# Work required
Show every line containing "components" by copying it.

# Records supplied
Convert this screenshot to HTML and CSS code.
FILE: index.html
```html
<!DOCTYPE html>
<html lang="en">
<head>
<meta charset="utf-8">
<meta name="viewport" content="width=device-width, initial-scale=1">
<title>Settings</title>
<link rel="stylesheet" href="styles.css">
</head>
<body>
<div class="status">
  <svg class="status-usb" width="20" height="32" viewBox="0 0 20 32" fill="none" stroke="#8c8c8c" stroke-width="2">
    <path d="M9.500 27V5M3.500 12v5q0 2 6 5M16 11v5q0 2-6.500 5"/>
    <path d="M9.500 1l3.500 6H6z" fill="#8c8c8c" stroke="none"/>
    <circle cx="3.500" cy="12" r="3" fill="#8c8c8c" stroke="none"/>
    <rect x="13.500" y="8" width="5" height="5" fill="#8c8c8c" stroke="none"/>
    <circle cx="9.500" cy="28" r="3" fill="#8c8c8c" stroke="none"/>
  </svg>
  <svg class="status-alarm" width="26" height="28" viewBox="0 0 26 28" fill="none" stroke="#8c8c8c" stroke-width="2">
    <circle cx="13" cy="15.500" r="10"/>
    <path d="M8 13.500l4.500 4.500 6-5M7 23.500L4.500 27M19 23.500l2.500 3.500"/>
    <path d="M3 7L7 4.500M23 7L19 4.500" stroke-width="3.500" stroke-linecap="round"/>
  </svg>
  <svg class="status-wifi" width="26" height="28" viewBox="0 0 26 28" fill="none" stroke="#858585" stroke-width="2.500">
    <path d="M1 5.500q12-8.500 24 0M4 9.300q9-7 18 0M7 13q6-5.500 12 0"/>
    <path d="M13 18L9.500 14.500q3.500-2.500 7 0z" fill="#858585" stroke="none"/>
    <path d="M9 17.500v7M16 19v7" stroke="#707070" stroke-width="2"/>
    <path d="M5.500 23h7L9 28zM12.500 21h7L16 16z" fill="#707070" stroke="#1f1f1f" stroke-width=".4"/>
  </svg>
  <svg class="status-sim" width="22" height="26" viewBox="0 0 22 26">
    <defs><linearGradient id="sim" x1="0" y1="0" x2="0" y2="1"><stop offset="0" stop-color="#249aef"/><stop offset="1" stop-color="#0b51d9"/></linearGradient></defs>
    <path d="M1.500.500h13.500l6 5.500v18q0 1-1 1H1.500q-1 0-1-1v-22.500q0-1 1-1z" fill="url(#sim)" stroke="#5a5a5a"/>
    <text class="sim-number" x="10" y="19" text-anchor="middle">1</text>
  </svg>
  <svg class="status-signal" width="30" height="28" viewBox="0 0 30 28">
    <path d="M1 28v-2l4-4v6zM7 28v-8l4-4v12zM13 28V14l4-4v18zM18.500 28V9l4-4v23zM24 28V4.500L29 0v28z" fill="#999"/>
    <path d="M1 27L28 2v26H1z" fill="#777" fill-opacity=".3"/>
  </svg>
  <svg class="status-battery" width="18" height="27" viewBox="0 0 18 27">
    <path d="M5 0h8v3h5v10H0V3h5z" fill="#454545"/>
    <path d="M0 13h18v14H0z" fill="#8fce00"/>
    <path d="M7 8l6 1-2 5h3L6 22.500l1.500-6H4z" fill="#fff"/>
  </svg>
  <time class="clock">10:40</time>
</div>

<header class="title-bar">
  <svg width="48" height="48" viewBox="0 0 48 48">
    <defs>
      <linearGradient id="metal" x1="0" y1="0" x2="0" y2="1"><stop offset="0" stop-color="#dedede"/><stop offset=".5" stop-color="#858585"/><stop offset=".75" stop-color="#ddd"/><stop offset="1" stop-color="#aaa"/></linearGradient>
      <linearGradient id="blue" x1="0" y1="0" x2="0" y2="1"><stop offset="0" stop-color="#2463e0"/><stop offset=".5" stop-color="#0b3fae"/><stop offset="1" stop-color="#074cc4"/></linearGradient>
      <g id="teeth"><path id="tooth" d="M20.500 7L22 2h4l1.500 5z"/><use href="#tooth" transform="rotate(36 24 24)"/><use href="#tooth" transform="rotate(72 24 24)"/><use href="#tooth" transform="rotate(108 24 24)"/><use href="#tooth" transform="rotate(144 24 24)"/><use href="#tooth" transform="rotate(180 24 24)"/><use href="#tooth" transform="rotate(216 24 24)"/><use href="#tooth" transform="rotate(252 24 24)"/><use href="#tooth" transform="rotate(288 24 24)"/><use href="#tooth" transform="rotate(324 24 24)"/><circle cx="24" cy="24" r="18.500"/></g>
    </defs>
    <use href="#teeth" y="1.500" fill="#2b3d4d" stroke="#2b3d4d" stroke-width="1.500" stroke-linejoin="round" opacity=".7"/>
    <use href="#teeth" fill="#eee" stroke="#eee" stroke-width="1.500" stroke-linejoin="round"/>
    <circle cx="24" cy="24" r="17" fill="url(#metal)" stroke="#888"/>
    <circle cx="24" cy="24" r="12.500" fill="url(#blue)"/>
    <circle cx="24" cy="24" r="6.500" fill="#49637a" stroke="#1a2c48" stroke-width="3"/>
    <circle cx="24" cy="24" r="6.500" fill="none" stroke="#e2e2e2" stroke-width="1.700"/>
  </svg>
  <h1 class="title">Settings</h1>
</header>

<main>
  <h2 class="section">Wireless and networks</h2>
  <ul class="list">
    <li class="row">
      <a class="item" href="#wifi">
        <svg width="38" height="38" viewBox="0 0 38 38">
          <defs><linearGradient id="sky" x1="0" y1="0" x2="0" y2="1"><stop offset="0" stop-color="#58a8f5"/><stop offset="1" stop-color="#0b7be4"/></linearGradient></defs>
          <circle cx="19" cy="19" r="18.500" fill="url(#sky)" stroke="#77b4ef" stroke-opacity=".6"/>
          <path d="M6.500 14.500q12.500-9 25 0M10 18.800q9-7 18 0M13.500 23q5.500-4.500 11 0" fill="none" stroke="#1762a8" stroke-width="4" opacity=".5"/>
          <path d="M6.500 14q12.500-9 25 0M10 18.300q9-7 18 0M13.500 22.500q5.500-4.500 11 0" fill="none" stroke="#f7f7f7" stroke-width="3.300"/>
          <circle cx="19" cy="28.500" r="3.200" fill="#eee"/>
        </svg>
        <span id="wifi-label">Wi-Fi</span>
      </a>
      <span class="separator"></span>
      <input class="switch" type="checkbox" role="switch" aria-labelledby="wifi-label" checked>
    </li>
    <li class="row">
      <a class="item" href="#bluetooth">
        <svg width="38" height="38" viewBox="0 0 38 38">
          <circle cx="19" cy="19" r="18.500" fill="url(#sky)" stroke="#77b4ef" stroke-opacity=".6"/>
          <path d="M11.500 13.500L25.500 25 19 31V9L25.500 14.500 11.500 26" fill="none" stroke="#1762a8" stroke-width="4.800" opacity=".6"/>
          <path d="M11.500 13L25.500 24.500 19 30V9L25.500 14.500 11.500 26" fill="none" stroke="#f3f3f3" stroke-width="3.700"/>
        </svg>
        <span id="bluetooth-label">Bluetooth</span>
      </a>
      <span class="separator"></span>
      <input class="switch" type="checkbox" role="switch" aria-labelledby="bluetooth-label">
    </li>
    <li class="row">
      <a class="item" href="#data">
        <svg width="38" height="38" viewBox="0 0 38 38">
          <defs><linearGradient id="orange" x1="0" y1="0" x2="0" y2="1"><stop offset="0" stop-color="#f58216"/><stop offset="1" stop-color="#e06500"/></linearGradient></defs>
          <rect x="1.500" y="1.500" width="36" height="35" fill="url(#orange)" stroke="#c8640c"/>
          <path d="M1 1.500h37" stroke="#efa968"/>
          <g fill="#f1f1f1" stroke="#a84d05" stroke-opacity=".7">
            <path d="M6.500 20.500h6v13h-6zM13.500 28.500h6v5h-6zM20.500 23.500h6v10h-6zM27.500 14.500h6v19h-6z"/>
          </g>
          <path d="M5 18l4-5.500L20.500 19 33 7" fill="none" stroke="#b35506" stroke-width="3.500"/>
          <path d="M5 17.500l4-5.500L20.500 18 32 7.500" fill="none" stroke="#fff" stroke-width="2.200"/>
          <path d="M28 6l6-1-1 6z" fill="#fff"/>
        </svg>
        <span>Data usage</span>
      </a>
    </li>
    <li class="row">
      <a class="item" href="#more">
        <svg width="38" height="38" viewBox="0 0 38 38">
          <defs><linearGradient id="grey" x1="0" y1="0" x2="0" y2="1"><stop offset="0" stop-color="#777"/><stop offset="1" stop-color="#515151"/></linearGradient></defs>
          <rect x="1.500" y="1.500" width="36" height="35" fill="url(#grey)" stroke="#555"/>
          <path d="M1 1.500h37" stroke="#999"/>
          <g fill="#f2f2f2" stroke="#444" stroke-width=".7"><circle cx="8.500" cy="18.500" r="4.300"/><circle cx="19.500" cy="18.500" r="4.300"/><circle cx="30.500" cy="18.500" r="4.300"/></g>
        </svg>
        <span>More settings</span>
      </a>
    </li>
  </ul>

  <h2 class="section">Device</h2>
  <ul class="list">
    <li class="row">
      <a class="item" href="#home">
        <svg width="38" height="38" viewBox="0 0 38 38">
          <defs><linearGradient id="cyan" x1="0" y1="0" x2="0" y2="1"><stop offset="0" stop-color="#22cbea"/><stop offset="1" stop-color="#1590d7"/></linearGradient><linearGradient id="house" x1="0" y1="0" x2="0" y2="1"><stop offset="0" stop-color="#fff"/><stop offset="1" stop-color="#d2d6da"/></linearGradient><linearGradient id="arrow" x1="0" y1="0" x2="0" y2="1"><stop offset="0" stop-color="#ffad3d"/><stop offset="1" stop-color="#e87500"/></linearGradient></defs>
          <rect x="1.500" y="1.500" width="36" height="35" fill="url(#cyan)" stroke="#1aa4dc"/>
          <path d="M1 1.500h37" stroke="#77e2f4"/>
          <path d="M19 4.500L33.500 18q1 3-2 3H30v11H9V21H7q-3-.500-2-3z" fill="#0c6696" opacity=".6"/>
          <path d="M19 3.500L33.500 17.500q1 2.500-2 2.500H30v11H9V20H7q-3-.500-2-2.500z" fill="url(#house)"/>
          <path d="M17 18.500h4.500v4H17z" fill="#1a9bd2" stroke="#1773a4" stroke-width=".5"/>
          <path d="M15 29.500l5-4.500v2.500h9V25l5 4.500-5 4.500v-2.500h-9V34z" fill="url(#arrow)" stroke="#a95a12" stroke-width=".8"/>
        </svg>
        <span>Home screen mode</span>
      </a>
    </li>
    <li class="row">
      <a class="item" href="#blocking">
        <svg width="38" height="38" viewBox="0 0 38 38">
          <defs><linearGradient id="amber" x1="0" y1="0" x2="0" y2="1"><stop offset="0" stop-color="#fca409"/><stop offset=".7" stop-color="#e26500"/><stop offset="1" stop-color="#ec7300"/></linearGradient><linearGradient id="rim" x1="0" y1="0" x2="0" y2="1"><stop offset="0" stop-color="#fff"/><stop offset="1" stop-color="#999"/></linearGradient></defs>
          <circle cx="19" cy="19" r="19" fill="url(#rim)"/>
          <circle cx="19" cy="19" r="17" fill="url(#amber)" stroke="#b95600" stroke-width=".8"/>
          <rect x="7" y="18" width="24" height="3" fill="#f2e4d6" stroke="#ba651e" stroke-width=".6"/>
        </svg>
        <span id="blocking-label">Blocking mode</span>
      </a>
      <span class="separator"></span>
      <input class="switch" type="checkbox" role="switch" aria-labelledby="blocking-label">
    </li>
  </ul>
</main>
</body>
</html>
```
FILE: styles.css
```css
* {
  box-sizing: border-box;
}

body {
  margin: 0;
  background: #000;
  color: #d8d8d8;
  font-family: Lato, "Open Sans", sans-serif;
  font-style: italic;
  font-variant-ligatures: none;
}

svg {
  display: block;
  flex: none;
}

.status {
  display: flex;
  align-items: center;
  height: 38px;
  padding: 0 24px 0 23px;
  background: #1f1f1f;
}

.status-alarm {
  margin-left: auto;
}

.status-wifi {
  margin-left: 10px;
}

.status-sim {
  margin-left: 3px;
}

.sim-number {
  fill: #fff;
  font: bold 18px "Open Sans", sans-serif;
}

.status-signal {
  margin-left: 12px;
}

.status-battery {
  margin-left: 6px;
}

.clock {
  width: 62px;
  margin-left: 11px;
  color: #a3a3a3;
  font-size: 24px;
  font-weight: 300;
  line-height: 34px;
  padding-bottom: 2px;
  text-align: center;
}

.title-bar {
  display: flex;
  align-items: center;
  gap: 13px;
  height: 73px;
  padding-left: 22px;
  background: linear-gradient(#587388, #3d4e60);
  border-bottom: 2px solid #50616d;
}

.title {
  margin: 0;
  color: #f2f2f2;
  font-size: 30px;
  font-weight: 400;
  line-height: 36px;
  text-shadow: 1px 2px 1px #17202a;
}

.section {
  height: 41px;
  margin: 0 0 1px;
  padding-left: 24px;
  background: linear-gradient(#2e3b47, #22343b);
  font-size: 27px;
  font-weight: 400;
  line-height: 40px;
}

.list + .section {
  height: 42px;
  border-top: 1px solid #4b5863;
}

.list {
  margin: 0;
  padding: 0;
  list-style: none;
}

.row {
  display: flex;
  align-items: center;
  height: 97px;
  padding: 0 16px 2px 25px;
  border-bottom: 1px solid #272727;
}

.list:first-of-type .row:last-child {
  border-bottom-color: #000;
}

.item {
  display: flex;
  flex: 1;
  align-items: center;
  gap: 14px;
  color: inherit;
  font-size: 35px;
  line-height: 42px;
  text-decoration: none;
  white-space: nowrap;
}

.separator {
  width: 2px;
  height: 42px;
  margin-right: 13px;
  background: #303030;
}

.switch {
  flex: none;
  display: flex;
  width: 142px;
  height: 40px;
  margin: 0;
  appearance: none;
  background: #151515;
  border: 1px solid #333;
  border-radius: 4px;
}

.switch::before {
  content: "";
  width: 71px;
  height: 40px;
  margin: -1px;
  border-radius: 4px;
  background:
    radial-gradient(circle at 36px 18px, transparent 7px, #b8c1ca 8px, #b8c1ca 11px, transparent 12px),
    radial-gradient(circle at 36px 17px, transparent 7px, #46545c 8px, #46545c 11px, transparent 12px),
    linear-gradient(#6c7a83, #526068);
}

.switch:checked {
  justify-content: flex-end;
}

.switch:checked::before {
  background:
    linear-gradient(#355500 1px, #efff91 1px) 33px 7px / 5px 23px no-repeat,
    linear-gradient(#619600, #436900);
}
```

---

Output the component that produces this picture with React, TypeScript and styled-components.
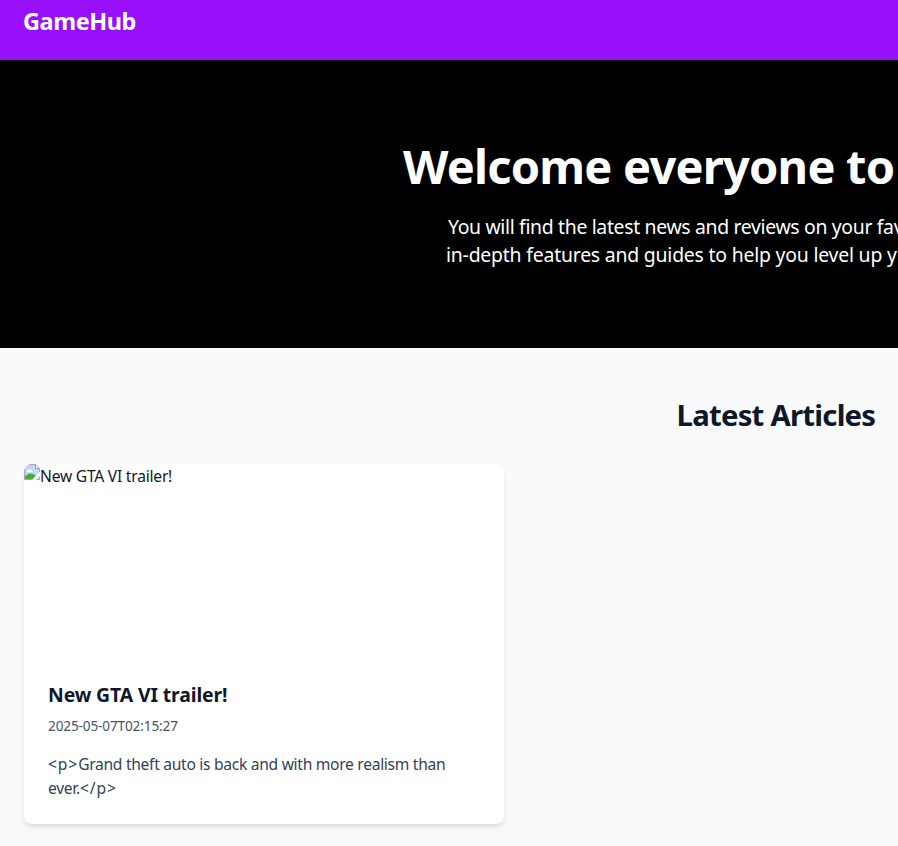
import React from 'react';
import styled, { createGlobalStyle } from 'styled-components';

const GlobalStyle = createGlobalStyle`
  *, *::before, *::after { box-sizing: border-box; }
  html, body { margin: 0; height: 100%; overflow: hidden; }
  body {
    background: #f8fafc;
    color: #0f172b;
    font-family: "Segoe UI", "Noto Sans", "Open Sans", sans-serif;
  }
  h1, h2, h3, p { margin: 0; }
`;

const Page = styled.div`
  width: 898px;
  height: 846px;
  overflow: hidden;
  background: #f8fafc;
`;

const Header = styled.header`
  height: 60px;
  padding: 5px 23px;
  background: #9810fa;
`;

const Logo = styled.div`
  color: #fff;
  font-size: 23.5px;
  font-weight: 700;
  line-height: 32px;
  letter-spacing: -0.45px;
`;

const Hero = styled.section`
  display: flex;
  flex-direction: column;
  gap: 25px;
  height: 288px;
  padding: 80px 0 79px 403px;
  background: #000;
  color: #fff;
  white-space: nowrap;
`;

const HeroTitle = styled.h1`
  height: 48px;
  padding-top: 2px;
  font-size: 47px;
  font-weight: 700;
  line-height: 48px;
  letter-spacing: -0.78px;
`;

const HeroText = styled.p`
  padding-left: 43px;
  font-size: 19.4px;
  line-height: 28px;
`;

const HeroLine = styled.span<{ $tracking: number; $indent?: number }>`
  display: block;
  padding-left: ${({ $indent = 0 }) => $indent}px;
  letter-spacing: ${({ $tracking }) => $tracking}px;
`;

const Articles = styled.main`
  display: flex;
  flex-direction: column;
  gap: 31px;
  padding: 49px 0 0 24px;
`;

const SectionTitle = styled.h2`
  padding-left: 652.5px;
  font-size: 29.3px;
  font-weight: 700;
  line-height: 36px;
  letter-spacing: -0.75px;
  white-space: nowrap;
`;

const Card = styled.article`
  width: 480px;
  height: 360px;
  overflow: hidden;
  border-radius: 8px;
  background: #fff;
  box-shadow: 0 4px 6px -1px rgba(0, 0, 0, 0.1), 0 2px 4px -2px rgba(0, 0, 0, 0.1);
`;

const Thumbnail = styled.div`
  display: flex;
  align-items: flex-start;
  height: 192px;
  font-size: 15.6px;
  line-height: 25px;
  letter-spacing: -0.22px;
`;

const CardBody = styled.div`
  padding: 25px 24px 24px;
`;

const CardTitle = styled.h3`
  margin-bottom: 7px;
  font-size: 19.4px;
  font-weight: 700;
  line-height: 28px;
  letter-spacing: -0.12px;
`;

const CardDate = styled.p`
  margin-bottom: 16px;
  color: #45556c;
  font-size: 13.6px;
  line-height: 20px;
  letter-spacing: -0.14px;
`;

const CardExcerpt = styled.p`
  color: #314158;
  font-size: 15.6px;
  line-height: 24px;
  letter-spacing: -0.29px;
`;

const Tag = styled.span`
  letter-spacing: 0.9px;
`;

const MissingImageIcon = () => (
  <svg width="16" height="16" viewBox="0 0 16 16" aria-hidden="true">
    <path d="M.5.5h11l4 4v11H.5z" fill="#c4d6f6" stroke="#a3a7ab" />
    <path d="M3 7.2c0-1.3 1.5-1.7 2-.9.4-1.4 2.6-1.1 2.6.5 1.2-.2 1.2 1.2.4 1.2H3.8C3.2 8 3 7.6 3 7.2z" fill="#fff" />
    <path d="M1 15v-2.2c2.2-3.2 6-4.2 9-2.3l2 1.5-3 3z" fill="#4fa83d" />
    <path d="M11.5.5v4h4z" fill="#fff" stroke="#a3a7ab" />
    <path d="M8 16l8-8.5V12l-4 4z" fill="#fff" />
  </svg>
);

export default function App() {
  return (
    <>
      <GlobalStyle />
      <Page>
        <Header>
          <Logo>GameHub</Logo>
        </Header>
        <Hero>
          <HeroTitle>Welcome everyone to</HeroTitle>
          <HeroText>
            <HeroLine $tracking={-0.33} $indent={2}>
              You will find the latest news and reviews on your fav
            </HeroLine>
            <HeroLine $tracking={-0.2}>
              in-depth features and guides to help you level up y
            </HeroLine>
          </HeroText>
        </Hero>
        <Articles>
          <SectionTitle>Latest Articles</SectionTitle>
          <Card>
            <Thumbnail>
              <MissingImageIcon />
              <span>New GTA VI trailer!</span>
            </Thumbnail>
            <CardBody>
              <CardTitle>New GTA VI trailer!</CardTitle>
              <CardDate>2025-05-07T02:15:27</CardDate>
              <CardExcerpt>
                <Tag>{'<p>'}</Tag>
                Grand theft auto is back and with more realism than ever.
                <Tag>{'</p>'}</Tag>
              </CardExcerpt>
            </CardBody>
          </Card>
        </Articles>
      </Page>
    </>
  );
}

# Finished answer
Output the component that produces this picture with React, TypeScript and styled-components.
import styled, { createGlobalStyle } from 'styled-components';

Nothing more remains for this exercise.